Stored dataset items
□ □ □
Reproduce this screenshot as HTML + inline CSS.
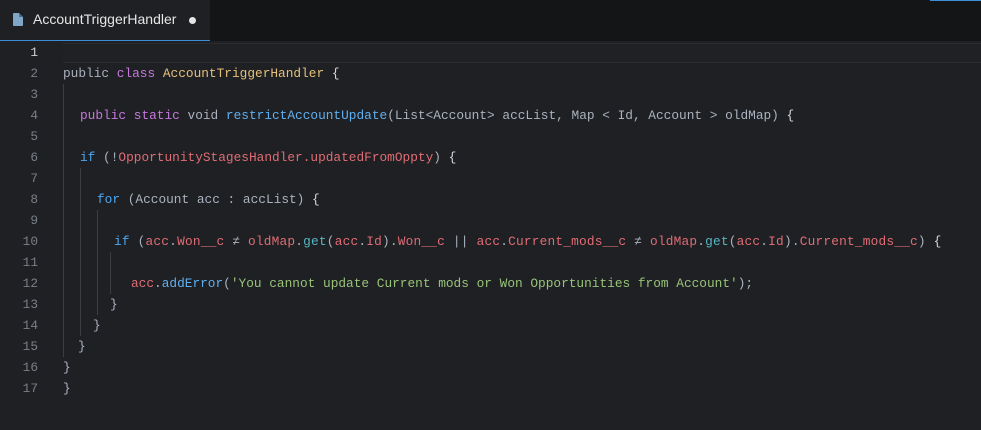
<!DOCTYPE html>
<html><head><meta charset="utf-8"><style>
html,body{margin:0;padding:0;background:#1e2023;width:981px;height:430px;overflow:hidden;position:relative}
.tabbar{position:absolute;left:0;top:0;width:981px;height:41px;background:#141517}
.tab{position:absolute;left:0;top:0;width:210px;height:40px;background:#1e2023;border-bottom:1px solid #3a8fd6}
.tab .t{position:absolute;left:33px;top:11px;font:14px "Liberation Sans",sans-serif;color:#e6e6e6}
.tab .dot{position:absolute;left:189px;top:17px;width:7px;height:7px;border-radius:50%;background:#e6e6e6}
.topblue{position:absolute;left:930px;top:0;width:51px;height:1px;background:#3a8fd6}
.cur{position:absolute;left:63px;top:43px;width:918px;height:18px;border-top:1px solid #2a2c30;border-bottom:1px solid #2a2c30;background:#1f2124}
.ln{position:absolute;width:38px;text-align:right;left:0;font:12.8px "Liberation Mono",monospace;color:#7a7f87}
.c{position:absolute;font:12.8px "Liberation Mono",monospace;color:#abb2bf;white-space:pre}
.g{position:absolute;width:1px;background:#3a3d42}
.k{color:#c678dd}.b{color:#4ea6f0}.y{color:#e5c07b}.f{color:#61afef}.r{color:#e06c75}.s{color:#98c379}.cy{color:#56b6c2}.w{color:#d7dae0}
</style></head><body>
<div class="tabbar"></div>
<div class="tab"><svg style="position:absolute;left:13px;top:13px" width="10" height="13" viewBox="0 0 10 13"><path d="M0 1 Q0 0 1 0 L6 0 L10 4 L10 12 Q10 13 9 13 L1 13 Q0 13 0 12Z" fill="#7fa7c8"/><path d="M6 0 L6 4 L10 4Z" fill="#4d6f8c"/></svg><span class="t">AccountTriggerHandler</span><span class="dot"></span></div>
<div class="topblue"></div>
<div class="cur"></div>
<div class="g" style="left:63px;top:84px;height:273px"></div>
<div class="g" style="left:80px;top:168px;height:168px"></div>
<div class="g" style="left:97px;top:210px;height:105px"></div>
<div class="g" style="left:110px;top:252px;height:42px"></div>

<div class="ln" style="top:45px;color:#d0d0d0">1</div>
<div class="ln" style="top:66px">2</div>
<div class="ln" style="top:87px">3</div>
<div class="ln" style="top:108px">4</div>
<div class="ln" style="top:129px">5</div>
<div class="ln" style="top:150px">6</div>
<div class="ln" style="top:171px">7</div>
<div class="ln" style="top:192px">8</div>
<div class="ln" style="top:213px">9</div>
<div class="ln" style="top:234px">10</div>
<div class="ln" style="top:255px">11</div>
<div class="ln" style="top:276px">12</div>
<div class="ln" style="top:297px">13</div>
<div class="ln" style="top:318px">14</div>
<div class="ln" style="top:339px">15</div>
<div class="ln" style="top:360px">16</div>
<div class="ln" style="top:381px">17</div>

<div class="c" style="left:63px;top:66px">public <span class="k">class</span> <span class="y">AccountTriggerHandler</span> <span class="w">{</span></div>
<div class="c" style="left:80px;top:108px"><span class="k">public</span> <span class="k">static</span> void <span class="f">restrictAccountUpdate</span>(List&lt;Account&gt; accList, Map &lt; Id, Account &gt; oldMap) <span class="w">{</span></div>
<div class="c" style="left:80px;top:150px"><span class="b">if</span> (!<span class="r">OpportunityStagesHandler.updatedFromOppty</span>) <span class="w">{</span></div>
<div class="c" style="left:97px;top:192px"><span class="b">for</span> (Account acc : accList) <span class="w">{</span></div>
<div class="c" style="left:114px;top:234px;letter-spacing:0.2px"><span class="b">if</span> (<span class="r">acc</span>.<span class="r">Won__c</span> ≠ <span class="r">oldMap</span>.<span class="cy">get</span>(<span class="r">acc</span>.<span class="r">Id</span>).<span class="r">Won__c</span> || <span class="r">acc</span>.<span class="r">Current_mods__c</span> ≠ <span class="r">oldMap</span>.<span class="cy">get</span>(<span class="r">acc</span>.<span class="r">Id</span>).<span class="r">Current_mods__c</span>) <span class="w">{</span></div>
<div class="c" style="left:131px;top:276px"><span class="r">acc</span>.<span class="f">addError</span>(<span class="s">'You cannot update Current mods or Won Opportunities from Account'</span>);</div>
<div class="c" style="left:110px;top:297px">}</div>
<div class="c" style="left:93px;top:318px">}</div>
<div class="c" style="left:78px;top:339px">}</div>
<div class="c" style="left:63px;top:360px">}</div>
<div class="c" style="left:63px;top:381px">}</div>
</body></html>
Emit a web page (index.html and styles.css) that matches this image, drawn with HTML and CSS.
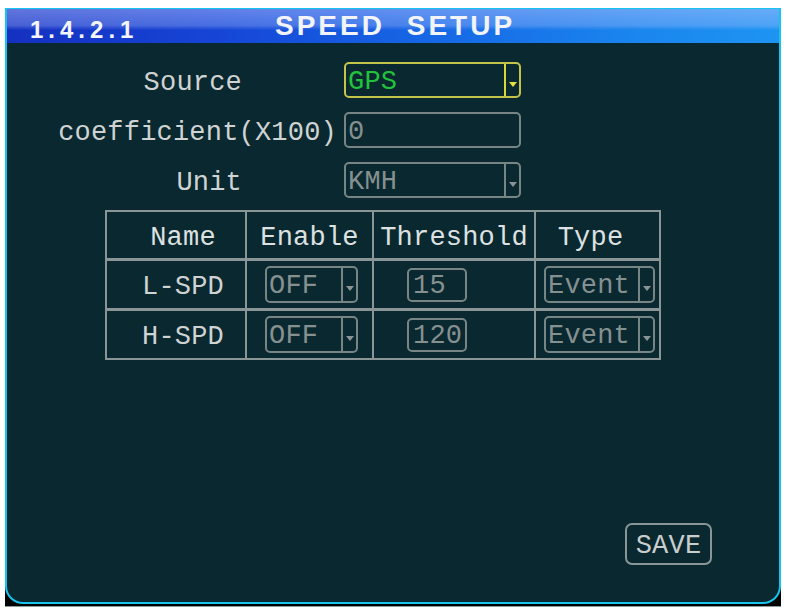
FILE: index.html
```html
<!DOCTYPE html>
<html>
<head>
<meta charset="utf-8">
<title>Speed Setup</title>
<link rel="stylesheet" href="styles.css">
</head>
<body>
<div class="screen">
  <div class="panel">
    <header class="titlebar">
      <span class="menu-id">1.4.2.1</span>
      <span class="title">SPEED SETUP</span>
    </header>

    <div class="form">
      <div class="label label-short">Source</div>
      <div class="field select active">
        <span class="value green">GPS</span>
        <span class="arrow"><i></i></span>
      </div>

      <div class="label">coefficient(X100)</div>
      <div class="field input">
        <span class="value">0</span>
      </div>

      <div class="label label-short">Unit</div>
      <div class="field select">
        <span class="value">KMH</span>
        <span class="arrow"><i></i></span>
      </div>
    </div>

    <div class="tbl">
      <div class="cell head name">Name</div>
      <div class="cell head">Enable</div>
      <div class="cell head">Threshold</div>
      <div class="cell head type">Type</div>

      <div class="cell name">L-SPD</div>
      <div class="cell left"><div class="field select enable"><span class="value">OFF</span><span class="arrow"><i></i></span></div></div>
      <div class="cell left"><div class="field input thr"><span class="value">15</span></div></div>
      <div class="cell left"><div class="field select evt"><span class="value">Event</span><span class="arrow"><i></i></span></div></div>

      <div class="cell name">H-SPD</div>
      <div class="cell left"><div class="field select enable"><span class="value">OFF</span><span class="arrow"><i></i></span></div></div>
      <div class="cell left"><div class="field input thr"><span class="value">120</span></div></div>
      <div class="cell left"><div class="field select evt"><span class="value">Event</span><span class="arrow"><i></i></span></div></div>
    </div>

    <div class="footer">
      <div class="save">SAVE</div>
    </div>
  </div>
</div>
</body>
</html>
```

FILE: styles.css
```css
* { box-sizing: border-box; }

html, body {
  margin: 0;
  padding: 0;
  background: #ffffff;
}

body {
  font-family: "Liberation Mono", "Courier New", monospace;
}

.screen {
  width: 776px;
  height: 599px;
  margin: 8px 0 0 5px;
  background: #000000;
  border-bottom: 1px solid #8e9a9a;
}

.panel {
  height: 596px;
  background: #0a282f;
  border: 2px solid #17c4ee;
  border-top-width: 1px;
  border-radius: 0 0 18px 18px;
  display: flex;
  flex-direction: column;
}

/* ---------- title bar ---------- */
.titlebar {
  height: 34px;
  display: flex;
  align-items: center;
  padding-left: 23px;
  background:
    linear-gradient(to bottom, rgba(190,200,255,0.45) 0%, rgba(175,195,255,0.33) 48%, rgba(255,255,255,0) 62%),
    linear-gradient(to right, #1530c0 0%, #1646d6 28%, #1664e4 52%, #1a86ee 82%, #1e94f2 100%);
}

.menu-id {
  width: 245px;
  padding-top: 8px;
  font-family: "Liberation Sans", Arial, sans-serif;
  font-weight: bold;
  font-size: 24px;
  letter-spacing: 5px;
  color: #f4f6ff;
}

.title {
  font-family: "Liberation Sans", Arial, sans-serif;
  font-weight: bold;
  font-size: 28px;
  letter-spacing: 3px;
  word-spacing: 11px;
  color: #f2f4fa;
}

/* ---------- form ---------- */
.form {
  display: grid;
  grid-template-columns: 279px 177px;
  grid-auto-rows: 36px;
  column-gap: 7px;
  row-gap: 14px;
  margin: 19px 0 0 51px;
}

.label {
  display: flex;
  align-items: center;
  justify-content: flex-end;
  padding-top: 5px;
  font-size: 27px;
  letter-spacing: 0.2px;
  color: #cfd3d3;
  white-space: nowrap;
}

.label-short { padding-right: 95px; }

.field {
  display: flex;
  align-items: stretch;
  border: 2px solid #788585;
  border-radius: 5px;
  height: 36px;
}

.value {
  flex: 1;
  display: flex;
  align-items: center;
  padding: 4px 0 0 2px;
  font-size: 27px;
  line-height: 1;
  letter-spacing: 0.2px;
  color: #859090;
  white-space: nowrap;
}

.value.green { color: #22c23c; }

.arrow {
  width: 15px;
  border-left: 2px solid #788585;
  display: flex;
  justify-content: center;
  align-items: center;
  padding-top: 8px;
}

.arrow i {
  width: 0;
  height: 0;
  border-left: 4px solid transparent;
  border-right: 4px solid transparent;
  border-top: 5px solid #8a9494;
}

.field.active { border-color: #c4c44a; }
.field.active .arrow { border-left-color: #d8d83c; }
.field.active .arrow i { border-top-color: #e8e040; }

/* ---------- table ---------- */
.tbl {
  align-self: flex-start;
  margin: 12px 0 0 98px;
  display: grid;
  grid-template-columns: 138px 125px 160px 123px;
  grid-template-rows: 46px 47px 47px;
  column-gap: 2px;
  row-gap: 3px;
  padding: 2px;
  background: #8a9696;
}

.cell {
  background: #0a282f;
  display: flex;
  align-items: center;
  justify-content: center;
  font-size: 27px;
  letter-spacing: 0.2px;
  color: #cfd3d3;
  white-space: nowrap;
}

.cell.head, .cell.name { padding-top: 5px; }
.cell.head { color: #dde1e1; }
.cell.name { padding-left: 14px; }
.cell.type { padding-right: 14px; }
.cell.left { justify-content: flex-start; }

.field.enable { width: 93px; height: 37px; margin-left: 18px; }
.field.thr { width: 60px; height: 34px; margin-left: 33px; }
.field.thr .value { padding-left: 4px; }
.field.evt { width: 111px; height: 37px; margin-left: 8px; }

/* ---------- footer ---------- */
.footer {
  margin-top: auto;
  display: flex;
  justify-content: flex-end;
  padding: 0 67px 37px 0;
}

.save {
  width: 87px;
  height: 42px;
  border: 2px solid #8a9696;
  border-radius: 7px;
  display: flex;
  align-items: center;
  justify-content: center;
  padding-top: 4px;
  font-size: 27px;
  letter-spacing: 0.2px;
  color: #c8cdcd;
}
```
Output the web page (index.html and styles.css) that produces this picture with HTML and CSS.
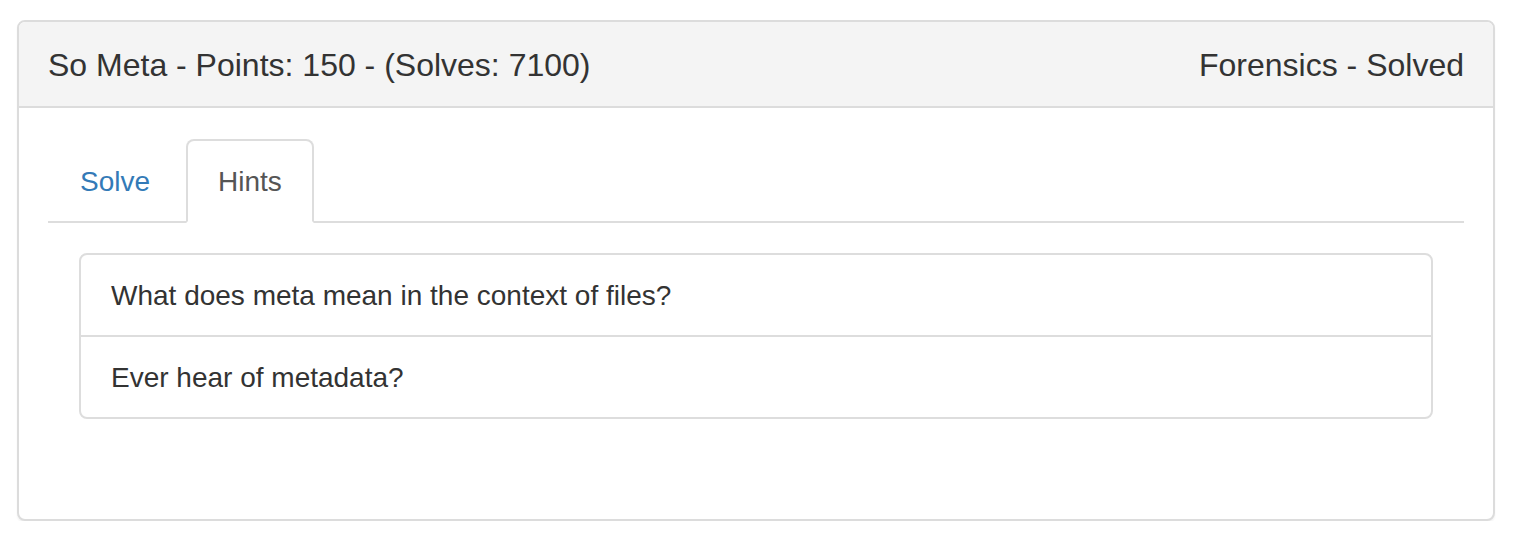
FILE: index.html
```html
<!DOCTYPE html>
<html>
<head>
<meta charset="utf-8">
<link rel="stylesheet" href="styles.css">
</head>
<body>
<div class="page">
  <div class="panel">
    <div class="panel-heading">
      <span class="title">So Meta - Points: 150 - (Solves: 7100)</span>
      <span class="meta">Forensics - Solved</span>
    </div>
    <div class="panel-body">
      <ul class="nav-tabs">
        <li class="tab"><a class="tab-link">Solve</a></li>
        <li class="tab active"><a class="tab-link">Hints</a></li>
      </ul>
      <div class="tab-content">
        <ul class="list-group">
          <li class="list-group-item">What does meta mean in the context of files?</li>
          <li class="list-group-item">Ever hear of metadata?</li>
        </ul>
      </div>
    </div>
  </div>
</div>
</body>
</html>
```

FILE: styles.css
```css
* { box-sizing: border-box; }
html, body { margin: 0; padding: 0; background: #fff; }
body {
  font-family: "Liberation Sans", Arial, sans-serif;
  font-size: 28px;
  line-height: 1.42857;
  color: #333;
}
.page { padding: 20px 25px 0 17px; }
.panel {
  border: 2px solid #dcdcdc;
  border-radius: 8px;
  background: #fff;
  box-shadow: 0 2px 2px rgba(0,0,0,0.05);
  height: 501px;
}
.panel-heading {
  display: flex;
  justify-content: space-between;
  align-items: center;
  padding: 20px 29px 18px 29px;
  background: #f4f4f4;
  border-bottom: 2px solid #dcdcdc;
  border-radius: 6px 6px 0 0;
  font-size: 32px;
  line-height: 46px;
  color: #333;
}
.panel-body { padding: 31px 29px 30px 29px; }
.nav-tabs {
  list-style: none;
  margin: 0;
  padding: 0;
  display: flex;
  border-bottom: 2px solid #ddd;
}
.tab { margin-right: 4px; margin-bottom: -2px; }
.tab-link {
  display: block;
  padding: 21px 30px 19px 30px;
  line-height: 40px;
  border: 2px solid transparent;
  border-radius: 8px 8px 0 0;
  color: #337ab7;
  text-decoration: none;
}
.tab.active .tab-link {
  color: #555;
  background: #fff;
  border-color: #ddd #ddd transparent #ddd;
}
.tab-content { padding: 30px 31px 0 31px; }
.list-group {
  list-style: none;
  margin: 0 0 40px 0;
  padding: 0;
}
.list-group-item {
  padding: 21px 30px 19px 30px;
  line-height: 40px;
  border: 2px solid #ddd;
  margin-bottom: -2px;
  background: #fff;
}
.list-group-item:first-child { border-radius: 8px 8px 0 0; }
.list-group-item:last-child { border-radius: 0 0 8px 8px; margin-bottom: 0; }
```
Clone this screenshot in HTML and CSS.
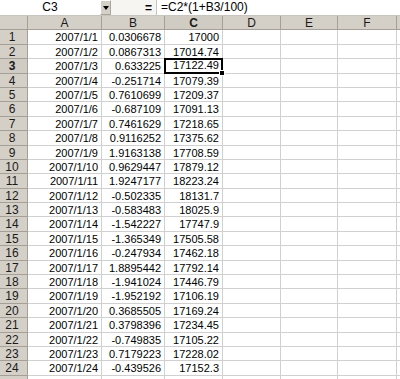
□ □ □
* _Exercise aim_: Scan the data for the word "that" and copy every line where it shows up.

* _Written response_:
Emit a web page (index.html and styles.css) that matches this image, drawn with HTML and CSS.
Output the web page (index.html and styles.css) that produces this picture with HTML and CSS.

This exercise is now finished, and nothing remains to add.